** Your task **
Wherever the string "this" appears, copy the whole line.

=== Exercise input ===

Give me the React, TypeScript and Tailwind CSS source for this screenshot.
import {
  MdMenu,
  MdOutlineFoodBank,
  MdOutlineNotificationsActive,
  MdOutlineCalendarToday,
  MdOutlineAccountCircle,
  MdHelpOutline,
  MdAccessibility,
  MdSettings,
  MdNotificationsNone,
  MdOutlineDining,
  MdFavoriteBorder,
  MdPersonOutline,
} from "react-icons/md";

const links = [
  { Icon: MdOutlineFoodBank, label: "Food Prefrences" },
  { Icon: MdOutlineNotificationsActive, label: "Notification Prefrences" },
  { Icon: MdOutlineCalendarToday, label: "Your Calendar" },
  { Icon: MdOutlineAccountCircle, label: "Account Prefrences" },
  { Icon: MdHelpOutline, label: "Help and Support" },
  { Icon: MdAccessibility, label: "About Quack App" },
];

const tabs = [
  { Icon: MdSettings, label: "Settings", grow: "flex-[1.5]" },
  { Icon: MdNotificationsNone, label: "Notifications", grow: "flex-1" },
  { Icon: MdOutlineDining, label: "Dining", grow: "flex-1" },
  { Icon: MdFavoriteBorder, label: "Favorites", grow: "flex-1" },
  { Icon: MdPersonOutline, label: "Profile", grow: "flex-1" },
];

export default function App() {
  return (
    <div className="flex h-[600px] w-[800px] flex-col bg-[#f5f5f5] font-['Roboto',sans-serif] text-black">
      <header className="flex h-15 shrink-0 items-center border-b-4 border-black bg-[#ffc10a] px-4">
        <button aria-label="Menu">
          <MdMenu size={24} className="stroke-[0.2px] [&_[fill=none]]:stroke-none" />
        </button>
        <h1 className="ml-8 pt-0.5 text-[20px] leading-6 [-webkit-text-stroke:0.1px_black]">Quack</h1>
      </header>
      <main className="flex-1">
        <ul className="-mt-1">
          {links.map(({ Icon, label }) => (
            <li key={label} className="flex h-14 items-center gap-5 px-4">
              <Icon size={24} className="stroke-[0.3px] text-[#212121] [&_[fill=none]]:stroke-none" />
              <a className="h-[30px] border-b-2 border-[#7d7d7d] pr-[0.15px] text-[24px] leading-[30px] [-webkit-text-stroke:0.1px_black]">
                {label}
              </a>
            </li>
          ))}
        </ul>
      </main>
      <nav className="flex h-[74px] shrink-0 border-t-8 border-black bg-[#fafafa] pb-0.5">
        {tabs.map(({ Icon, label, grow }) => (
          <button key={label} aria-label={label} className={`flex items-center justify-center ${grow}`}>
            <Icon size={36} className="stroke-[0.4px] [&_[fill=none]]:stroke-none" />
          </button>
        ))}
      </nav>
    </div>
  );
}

===
=== Exercise input ===

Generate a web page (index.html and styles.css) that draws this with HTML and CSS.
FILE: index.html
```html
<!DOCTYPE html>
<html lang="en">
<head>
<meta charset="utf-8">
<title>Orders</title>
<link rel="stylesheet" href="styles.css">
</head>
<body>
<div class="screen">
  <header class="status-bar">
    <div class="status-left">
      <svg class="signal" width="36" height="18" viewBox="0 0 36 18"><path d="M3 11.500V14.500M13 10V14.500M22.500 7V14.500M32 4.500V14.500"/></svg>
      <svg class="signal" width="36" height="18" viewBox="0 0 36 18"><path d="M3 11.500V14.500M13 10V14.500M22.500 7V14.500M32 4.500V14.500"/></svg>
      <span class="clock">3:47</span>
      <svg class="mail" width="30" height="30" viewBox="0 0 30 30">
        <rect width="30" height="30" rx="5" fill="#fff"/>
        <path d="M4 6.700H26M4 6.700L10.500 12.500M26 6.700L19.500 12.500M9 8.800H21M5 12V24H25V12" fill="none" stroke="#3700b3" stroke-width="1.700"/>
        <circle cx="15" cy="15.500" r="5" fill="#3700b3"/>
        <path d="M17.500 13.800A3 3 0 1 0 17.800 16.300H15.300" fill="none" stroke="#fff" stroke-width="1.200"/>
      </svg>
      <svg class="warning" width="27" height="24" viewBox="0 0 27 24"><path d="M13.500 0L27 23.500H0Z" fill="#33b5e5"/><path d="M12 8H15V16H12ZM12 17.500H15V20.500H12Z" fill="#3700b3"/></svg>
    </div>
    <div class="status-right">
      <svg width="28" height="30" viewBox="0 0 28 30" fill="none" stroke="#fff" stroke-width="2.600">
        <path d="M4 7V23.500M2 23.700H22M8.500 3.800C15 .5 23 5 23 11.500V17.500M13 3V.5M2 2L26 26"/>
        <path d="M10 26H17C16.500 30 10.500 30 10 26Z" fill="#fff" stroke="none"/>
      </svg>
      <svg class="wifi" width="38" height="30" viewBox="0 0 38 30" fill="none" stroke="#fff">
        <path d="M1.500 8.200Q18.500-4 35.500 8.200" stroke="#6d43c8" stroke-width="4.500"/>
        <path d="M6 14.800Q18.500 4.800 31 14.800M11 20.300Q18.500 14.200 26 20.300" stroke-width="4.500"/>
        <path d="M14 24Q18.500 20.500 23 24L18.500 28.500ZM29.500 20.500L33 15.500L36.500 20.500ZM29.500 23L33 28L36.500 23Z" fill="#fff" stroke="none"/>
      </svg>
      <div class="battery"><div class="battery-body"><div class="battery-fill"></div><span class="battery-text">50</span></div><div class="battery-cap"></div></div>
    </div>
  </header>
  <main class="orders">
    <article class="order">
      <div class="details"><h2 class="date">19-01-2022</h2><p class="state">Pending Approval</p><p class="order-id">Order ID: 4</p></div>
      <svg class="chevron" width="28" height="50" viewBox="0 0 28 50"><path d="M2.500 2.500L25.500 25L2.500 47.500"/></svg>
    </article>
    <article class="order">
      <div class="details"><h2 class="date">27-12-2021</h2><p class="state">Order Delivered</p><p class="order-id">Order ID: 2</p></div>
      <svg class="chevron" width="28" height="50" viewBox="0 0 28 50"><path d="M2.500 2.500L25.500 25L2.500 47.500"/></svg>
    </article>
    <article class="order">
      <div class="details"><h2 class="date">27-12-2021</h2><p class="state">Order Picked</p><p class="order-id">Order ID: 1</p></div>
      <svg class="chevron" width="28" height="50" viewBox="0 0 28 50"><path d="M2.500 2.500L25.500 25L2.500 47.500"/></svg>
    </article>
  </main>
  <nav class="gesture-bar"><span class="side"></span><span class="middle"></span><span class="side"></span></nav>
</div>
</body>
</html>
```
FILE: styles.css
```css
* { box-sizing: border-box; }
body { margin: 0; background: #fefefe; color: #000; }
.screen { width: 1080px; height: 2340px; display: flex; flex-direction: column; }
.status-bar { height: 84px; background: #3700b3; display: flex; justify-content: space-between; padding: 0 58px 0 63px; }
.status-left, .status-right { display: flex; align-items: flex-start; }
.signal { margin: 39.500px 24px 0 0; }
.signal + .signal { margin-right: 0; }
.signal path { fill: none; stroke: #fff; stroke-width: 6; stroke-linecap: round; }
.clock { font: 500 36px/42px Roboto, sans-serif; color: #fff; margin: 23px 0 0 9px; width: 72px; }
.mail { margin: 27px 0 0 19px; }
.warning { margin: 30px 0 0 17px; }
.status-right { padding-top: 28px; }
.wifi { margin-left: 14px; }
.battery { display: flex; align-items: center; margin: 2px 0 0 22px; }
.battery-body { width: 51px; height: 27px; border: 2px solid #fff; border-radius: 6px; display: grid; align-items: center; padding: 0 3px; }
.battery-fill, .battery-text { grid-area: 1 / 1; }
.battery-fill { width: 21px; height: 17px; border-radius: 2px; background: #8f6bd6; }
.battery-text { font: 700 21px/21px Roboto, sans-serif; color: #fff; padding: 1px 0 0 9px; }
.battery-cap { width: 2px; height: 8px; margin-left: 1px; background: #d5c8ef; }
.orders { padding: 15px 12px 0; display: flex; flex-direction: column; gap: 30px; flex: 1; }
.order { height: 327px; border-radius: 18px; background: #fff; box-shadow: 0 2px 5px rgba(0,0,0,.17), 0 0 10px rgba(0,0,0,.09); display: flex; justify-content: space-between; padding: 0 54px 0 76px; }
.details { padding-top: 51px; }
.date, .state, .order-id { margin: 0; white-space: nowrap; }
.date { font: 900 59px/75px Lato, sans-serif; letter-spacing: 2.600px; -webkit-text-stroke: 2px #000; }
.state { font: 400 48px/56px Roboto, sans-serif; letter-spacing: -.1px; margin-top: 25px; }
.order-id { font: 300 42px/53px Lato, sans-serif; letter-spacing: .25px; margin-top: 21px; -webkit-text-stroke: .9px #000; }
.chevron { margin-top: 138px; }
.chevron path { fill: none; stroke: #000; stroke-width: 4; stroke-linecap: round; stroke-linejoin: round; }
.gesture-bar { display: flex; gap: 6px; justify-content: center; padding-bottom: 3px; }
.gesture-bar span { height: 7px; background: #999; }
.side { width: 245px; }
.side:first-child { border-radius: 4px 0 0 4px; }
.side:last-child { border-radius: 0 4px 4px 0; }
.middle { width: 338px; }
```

===

** Task solution **
Give me the React, TypeScript and Tailwind CSS source for this screenshot.
Generate a web page (index.html and styles.css) that draws this with HTML and CSS.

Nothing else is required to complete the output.